I strain to think of another network where the number of links conveys such negative information, at least once it crosses a certain threshold.
How about the number of drug dealers one knows? Mobsters? Enron execs? Honestly, even the number of lawyers one knows, especially if it's a high number, conveys negativity.
Though I suppose it depends on your audience...knowing many drug dealers may be impressive to another drug dealer, knowing a lot of mobsters impressive to a 12-year-old boy, and knowing many Enron execs impressive to Karl Rove.
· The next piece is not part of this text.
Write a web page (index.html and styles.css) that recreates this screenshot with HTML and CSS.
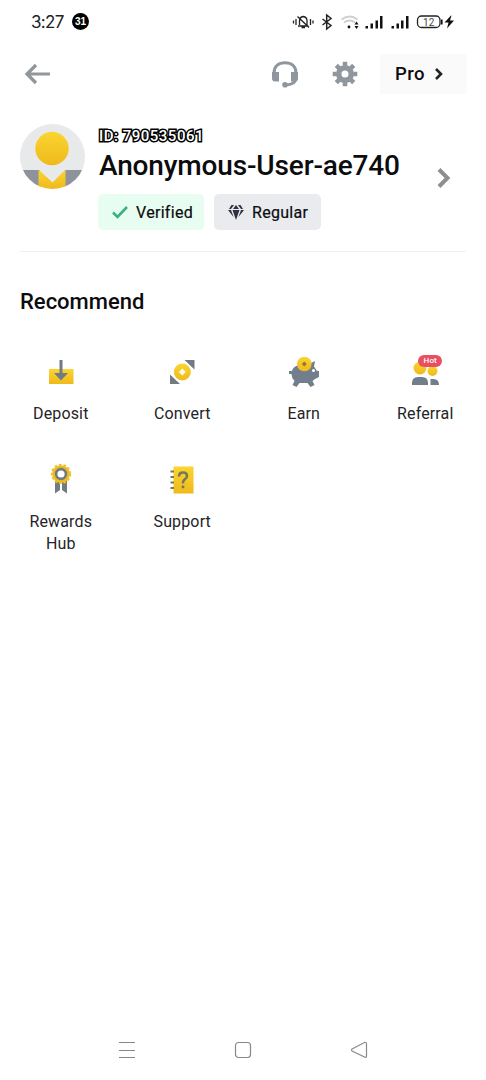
FILE: index.html
```html
<!DOCTYPE html>
<html lang="en">
<head>
<meta charset="utf-8">
<title>Account</title>
<link rel="stylesheet" href="styles.css">
</head>
<body>
<div class="screen">
  <div class="status">
    <span class="time">3:27</span><span class="date">31</span>
    <svg class="system" width="166" height="18" viewBox="0 0 166 18">
      <g fill="none" stroke="#222" stroke-width="1.3">
        <path d="M1.500 7.500v3M4 6v6M18.500 6v6M21 7.500v3M6 13h10.500M7.500 12V8q0-4 3.700-4.500Q15 4 15 8v4M9.500 14.500h3.500M5.500 3.500l11.500 11"/>
        <path d="M30.500 6l8.500 6.500-4.300 3.500V2L39 5.500 30.500 12" stroke-width="1.500"/>
        <path d="M49.500 6.500q8.500-6 16 0M52 9.500q5.500-4 11 0" stroke="#d0d0d0" stroke-width="2"/>
        <rect x="125.500" y="3" width="22.500" height="11.500" rx="4"/>
      </g>
      <g fill="#111">
        <circle cx="57" cy="14" r="1.400"/><path d="M62.500 11.500l2-3 2 3zM62.500 13h4l-2 3z"/>
        <path d="M73.500 13H76v2.500h-2.500zM78.500 10.500H81v5h-2.500zM83.500 7.500H86v8h-2.500zM88 3h2.500v12.500H88zM99.500 13h2.500v2.500h-2.500zM104.500 10.500h2.500v5h-2.500zM109 7.500h2.500v8H109zM114 3h2.500v12.500H114zM149 6.500h1.600v5H149zM159 2.500l-6.500 7h4l-1.500 6 7-8h-4l1.500-5z"/>
      </g>
      <text class="charge" x="136.700" y="12.500" text-anchor="middle">12</text>
    </svg>
  </div>
  <header class="header">
    <svg class="back" width="28" height="24" viewBox="0 0 28 24" fill="none" stroke="#91969b" stroke-width="3.200"><path d="M27 12H4M13 3L4 12l9 9"/></svg>
    <svg class="headset" width="28" height="28" viewBox="0 0 28 28"><path d="M3 15v-2C3 6 8 2.700 14 2.700S25 6 25 13v5c0 4-4 6.500-10 7" fill="none" stroke="#8f969e" stroke-width="3"/><path d="M1 12h7v9.500H4q-3 0-3-3zM20 12h7v6.500q0 3-3 3h-4z" fill="#8f969e"/><circle cx="14" cy="24.700" r="2.800" fill="#8f969e"/></svg>
    <svg class="gear" width="26" height="26" viewBox="-13 -13 26 26" fill="none" stroke="#8f969e"><circle r="6.300" stroke-width="5.500"/><path d="M0-12.300v4M0 12.300v-4M12.300 0h-4M-12.300 0h4M-8.700-8.700l3 3M8.700 8.700l-3-3M8.700-8.700l-3 3M-8.700 8.700l3-3" stroke-width="4.500"/></svg>
    <button class="pro"><span>Pro</span><svg width="10" height="12" viewBox="0 0 10 12" fill="none" stroke="#222" stroke-width="2.600"><path d="M2 1l5 5-5 5"/></svg></button>
  </header>
  <section class="profile">
    <svg class="avatar" width="65" height="65" viewBox="0 0 65 65">
      <defs>
        <clipPath id="disc"><circle cx="32.500" cy="32.500" r="32.500"/></clipPath>
        <linearGradient id="gold" x2="0" y2="1"><stop stop-color="#fad532"/><stop offset="1" stop-color="#efb91c"/></linearGradient>
      </defs>
      <g clip-path="url(#disc)"><path fill="#e8e9eb" d="M0 0h65v65H0z"/><path fill="#8e939b" d="M0 46h20v19H0zM45 46h20v19H45z"/><path fill="url(#gold)" d="M18.500 45.500l14 13 13-13V65h-27z"/><circle cx="32" cy="24.500" r="16.700" fill="url(#gold)"/></g>
    </svg>
    <div class="identity">
      <div class="uid">ID: 790535061</div>
      <h1 class="name">Anonymous-User-ae740</h1>
      <div class="badges">
        <span class="badge verified"><svg width="18" height="16" viewBox="0 0 18 16" fill="none" stroke="#38b082" stroke-width="2.600"><path d="M2 8.500L6.500 13 16 3"/></svg><span>Verified</span></span>
        <span class="badge regular"><svg width="18" height="17" viewBox="0 0 18 17" fill="#303040"><path d="M5.500 6h7L9 16zM6 5l3-4 3 4zM4.500 1H7L4 5H2zM13.500 1H11l3 4h2zM1 6h3l2.500 7zM17 6h-3l-2.500 7z"/></svg><span>Regular</span></span>
      </div>
    </div>
    <svg class="more" width="16" height="22" viewBox="0 0 16 22" fill="none" stroke="#8e8e90" stroke-width="4"><path d="M3 2.500l8.500 8.500L3 19.500"/></svg>
  </section>
  <main>
    <h2 class="title">Recommend</h2>
    <div class="grid">
      <a class="item"><svg class="icon" viewBox="0 0 32 32"><path fill="url(#gold)" d="M4 13h24.500v15H4z"/><path fill="#727b84" d="M14.500 4h3v13H23l-7 7.500L9 17h5.500z"/></svg><span>Deposit</span></a>
      <a class="item"><svg class="icon" viewBox="0 0 32 32"><path fill="#727b84" d="M18.500 4H28.500v9.500zM4 18.500V28h10z"/><circle cx="16.300" cy="16" r="8.500" fill="url(#gold)"/><path fill="#fffbe0" d="M16.300 12.500l3.500 3.500-3.500 3.500-3.500-3.500z"/></svg><span>Convert</span></a>
      <a class="item"><svg class="icon" viewBox="0 0 32 32"><path fill="#727e8b" d="M1 15h3c1-4 5-6 9-6h6l8-4-1 5.500 3 4.500h2v6l-4 2-2.500 2 2 4-4 2-3-4h-8l-3 4-4-2 2-4q-3-3-3-7H1z"/><circle cx="25.500" cy="14.500" r="1.500" fill="#fff"/><circle cx="16.300" cy="8" r="7.300" fill="url(#gold)"/><path fill="#94772a" d="M16.300 5.500l2.500 2.500-2.500 2.500L13.800 8z"/></svg><span>Earn</span></a>
      <a class="item"><span class="icon-wrap"><svg class="icon" viewBox="0 0 32 32"><circle cx="11" cy="12" r="6.500" fill="url(#gold)"/><circle cx="23.500" cy="15" r="5" fill="url(#gold)"/><path fill="#727e8b" d="M3 29v-2q0-6 6-6h4q6 0 6 6v2zM21.500 29v-6h3q5.500 0 5.500 6z"/></svg><b class="hot">Hot</b></span><span>Referral</span></a>
      <a class="item"><svg class="icon" viewBox="0 0 32 32"><path fill="#727b84" d="M10 17h5v9l-5 3.500zM17 17h5v12.500L17 26z"/><circle cx="16" cy="10" r="8.800" fill="#edbd1c"/><circle cx="16" cy="10" r="9.300" fill="none" stroke="#edbd1c" stroke-width="1.600" stroke-dasharray="2.700 1.900"/><circle cx="16" cy="10" r="4.900" fill="#fff" stroke="#727b84" stroke-width="2.600"/></svg><span>Rewards<br>Hub</span></a>
      <a class="item"><svg class="icon" viewBox="0 0 32 32"><path fill="url(#gold)" d="M7.500 2.500H27.500v27H7.500z"/><path fill="none" stroke="#727b56" stroke-width="2" d="M4.500 7.500h3.500M4.500 13h3.500M4.500 18.500h3.500M4.500 24h3.500"/><path fill="none" stroke="#727b56" stroke-width="2.600" d="M13 12.500q0-4 4-4t4 3.500q0 2-2 3.200t-2 3.300v1M17 21.500v2.700"/></svg><span>Support</span></a>
    </div>
  </main>
  <nav class="nav">
    <svg viewBox="0 0 18 18"><path d="M1 1.500h16M1 9.500h16M1 16.500h16"/></svg>
    <svg viewBox="0 0 18 18"><rect x="1.500" y="1.500" width="15" height="15" rx="3"/></svg>
    <svg viewBox="0 0 18 18"><path d="M2 8L14.500 1.500q2-.5 2 1.500v12q0 2-2 1L2 10q-1-1 0-2z"/></svg>
  </nav>
</div>
</body>
</html>
```
FILE: styles.css
```css
* { box-sizing: border-box; }
body { margin: 0; background: #fff; color: #0c0c0e; font-family: Roboto, sans-serif; }
svg { display: block; flex-shrink: 0; }
h1, h2 { margin: 0; font-weight: 500; white-space: nowrap; }
.screen { width: 486px; height: 1080px; display: flex; flex-direction: column; }
.status { height: 43px; display: flex; align-items: center; padding-left: 31px; }
.time { width: 41px; font-family: Inter, sans-serif; font-size: 17px; letter-spacing: -.7px; color: #222; }
.date { width: 17px; height: 17px; border-radius: 50%; background: #000; color: #fff; font: bold 10px/17px "Liberation Sans", sans-serif; text-align: center; }
.system { margin-left: 203px; }
.charge { font: 10px Roboto, sans-serif; fill: #444; }
.header { height: 61px; display: flex; align-items: center; padding: 0 19px 0 23px; }
.headset { margin-left: 220px; }
.gear { margin-left: 33px; }
.pro { margin-left: auto; width: 87px; height: 40px; border: 0; border-radius: 3px; background: #fafafa; display: flex; align-items: center; gap: 9px; padding: 0 15px; font: 500 18.500px/24px Roboto, sans-serif; color: #0c0c0e; letter-spacing: .4px; }
.profile { height: 148px; margin: 0 20px; padding-top: 20px; display: flex; border-bottom: 1px solid #f0f0f1; }
.identity { margin-left: 13px; width: 310px; }
.uid { height: 23px; font: 500 15px/24px Roboto, sans-serif; color: #fff; letter-spacing: .5px; padding-left: 1px; -webkit-text-stroke: 3px #000; paint-order: stroke fill; white-space: nowrap; }
.name { height: 37px; padding-left: 1px; font-size: 28px; line-height: 37px; letter-spacing: -.15px; }
.badges { margin-top: 10px; display: flex; gap: 10px; }
.badge { height: 36px; display: flex; align-items: center; gap: 7px; border-radius: 5px; padding-left: 13px; font-size: 16px; letter-spacing: .3px; white-space: nowrap; -webkit-text-stroke: .2px; }
.verified { width: 106px; background: #e8fdf1; }
.regular { width: 107px; background: #eaebee; }
.more { margin: 43px 0 0 28px; }
.title { padding: 36px 0 0 20px; font-size: 22px; line-height: 28px; letter-spacing: 0; }
.grid { display: grid; grid-template-columns: repeat(4, 121.500px); grid-auto-rows: 108px; margin-top: 40px; }
.item { display: flex; flex-direction: column; align-items: center; gap: 15px; font-size: 16px; line-height: 22px; text-align: center; letter-spacing: .15px; color: #242427; }
.icon { width: 32px; height: 32px; }
.icon-wrap { position: relative; }
.hot { position: absolute; left: 9px; top: -1px; width: 24px; height: 12px; border-radius: 6px; background: #e84f62; color: #fff; font: 500 8px/12px Roboto, sans-serif; }
.nav { margin-top: auto; height: 60px; display: flex; align-items: center; justify-content: center; gap: 98px; }
.nav svg { width: 18px; height: 18px; fill: none; stroke: #888; stroke-width: 1.200; }
```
In response to Mind Your Own:
Mobsters, drug dealers, and corrupt corporate executives are negative, to be sure, and I can even see the case for treating the number of lawyers known as reflecting badly on a person. But the difference is that within each of these networks, knowing someone affirmatively advances the power and standing of each node. Drug dealers who know more dealers can garner more information about supplies and law enforcement. And so forth. It's not the strength of information that makes these networks bad. It's that the networks themselves deal in bad things.
What makes Maureen Dowd's "network of sluts" so strange, to me at least, is that the ultimate goal of the network (namely, romantic love) is socially positive, but the number and strength of links connecting each node to others in the network would be perceived by the network as a whole as conveying negative reputational information about individual nodes.